* [Provided material]
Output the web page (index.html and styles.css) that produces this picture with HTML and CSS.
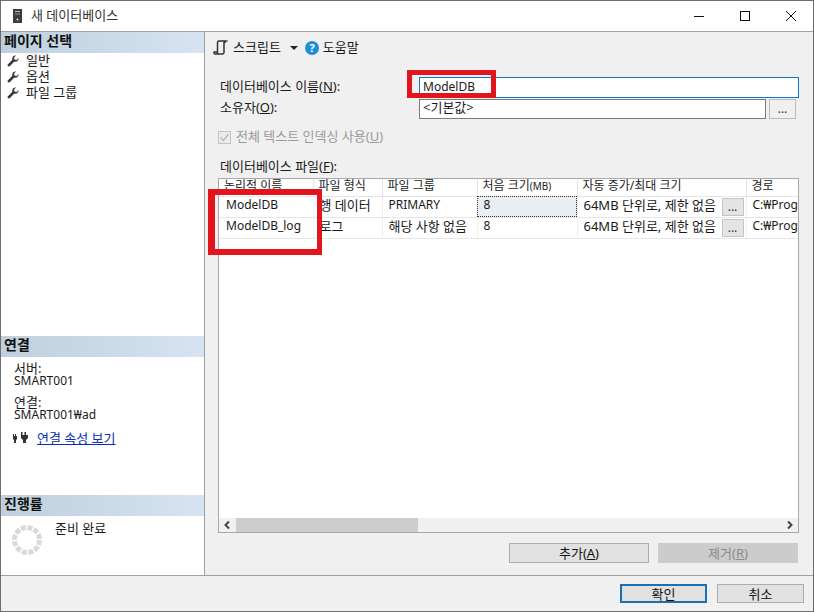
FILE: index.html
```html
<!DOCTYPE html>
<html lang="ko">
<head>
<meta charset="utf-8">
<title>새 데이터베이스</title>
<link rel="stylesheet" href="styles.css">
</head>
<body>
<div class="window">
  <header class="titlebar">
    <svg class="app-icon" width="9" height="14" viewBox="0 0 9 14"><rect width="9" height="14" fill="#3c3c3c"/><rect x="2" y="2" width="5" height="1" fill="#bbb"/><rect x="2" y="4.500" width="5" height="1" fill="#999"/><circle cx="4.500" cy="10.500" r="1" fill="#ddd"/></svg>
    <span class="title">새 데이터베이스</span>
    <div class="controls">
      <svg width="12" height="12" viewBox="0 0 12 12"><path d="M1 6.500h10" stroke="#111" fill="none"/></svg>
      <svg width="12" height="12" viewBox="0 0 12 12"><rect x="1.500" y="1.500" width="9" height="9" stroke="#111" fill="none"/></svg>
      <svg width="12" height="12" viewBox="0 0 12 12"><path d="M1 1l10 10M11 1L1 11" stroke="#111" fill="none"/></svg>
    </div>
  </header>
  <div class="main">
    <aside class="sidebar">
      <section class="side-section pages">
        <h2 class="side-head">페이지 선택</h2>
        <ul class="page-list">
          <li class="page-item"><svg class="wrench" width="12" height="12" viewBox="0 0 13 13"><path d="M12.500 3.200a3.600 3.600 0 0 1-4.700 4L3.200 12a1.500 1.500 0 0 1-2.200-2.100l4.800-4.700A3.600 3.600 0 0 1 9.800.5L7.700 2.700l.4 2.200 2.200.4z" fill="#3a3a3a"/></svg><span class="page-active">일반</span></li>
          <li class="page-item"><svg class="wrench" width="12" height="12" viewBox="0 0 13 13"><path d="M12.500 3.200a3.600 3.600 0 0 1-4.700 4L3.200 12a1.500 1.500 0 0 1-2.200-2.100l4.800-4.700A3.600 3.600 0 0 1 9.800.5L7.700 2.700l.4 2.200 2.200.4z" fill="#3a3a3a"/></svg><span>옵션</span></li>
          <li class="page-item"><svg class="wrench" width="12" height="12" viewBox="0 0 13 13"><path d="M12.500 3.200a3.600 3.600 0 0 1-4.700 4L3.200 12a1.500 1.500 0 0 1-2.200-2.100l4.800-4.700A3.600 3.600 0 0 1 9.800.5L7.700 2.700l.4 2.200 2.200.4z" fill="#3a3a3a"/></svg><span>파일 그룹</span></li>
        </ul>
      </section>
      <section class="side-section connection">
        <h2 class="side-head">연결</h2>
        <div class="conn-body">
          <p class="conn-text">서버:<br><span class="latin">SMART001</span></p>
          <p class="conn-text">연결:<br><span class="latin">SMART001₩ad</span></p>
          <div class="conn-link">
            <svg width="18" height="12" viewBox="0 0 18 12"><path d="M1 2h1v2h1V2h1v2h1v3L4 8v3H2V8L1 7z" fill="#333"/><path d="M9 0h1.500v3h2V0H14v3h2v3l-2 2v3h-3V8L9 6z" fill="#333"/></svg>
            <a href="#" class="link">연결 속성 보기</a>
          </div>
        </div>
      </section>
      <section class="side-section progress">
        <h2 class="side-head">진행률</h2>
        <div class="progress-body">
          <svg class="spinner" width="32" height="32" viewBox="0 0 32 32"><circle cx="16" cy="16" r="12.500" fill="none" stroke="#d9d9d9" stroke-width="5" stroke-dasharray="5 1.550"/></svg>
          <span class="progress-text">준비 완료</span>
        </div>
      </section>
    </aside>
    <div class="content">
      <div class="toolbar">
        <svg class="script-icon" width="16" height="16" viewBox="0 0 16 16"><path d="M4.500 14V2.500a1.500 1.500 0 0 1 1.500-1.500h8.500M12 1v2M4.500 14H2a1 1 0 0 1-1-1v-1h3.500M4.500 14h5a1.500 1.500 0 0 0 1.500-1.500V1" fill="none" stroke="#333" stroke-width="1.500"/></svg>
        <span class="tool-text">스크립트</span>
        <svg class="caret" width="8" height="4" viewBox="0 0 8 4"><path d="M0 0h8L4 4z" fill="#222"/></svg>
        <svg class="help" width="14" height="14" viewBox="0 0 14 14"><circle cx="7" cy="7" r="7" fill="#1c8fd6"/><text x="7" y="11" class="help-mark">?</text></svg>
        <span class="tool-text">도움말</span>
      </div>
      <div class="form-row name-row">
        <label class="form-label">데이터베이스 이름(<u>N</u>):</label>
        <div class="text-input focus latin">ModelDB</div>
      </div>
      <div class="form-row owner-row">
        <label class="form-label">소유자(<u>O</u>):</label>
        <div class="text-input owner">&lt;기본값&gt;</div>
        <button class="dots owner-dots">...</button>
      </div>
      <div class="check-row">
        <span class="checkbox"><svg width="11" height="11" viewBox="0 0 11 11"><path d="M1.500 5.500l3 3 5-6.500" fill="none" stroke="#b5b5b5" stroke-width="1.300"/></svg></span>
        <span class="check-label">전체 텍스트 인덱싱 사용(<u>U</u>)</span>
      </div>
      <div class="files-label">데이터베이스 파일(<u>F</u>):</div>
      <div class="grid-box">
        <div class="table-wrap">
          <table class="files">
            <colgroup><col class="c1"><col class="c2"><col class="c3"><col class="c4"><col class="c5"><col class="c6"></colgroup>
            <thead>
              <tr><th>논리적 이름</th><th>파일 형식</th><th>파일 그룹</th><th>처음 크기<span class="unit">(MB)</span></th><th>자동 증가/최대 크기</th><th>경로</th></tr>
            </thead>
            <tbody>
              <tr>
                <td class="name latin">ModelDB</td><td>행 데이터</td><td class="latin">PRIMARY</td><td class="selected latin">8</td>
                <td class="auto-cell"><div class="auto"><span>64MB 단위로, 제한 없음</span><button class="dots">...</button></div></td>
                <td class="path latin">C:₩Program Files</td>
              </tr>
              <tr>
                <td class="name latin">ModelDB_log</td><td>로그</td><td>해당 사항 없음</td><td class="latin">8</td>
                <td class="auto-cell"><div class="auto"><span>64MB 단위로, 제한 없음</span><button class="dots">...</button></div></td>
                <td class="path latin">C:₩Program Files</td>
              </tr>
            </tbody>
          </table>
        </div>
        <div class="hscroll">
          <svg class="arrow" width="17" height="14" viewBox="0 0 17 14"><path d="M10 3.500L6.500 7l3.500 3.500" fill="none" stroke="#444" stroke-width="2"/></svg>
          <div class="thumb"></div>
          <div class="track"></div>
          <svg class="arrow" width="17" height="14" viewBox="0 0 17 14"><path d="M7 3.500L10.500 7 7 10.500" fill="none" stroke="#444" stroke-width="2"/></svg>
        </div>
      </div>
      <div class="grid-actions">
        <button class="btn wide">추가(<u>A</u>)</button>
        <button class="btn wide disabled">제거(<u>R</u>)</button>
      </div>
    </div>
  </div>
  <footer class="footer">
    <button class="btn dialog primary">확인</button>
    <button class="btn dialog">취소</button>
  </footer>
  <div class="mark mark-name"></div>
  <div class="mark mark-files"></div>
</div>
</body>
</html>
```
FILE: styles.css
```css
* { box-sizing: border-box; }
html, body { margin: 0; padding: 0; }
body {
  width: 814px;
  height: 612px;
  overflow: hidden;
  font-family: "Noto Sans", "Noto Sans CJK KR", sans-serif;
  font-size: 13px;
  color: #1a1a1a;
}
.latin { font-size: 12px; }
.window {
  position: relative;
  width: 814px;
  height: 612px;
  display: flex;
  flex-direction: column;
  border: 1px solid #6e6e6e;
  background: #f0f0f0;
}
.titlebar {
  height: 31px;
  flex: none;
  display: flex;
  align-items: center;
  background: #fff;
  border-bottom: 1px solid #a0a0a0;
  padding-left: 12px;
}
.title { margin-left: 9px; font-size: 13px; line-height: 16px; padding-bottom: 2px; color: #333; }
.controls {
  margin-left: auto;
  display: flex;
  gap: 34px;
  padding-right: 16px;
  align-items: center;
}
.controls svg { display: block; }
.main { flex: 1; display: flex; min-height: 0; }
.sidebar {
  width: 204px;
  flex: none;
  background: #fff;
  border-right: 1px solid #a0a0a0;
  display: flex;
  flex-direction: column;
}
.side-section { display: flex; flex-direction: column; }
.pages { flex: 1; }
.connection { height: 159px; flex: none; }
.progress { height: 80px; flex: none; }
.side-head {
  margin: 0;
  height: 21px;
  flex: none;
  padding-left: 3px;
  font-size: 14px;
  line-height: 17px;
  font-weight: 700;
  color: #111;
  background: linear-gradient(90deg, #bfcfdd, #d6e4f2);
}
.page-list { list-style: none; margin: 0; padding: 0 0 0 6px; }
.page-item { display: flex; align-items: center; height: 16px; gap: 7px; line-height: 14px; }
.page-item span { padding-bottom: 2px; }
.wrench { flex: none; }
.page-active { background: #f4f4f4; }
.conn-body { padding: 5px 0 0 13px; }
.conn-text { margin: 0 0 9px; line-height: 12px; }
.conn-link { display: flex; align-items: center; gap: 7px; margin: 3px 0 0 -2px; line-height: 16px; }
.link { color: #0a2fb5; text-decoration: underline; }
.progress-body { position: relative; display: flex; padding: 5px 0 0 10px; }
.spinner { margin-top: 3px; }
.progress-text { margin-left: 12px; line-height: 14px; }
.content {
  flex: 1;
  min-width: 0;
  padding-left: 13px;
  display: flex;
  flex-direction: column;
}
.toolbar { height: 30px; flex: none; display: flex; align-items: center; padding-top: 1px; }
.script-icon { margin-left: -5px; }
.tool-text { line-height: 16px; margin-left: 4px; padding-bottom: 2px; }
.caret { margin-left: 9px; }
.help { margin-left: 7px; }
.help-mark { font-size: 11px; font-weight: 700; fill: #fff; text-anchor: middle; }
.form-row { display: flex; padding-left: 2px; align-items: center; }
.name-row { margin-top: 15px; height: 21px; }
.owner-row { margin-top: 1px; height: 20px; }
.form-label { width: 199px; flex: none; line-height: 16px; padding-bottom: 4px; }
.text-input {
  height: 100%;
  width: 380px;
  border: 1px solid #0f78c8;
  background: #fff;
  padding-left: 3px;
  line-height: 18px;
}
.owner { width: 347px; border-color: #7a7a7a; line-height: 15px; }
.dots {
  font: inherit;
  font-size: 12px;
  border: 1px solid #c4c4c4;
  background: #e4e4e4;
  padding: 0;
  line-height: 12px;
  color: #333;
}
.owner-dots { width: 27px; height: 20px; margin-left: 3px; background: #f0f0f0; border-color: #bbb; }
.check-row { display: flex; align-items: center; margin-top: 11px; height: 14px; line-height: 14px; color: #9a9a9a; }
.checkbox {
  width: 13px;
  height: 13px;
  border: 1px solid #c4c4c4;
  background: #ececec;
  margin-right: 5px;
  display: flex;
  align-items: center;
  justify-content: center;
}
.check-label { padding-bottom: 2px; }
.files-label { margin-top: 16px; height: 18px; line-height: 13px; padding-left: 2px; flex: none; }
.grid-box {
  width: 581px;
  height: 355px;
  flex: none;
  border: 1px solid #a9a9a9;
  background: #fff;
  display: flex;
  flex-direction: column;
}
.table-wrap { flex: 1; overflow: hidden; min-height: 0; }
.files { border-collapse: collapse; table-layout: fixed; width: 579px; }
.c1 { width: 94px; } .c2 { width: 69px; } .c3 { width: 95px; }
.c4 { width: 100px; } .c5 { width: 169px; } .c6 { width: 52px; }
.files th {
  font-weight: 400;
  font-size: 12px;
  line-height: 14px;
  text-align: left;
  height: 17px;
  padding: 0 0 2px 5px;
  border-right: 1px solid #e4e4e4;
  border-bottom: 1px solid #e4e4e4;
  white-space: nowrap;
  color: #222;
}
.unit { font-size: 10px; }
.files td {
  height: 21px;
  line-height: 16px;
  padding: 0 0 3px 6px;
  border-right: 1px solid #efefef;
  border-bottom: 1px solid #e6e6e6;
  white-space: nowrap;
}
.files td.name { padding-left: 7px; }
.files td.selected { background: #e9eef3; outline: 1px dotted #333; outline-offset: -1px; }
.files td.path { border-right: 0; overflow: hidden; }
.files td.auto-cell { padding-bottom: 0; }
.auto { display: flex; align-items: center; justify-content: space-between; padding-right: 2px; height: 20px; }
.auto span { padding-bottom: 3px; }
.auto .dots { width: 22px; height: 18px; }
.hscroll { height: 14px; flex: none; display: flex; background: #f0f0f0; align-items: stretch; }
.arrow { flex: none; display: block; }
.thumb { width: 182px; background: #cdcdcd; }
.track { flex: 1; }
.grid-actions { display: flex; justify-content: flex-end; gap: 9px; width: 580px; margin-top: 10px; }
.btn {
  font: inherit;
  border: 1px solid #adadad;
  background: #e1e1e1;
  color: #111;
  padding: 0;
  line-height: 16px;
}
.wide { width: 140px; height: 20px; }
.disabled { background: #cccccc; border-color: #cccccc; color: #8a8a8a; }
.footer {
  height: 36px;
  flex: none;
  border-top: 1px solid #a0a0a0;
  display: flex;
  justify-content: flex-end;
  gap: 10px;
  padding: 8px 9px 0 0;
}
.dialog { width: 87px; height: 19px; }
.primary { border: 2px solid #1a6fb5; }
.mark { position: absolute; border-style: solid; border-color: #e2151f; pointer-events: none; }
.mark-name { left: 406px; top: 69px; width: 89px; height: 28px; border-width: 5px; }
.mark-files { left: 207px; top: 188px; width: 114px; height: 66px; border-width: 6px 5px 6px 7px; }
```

* [Objective] Go through the lines above. Select every one that has the string "index".

* [Exercise solution]
Output the web page (index.html and styles.css) that produces this picture with HTML and CSS.
FILE: index.html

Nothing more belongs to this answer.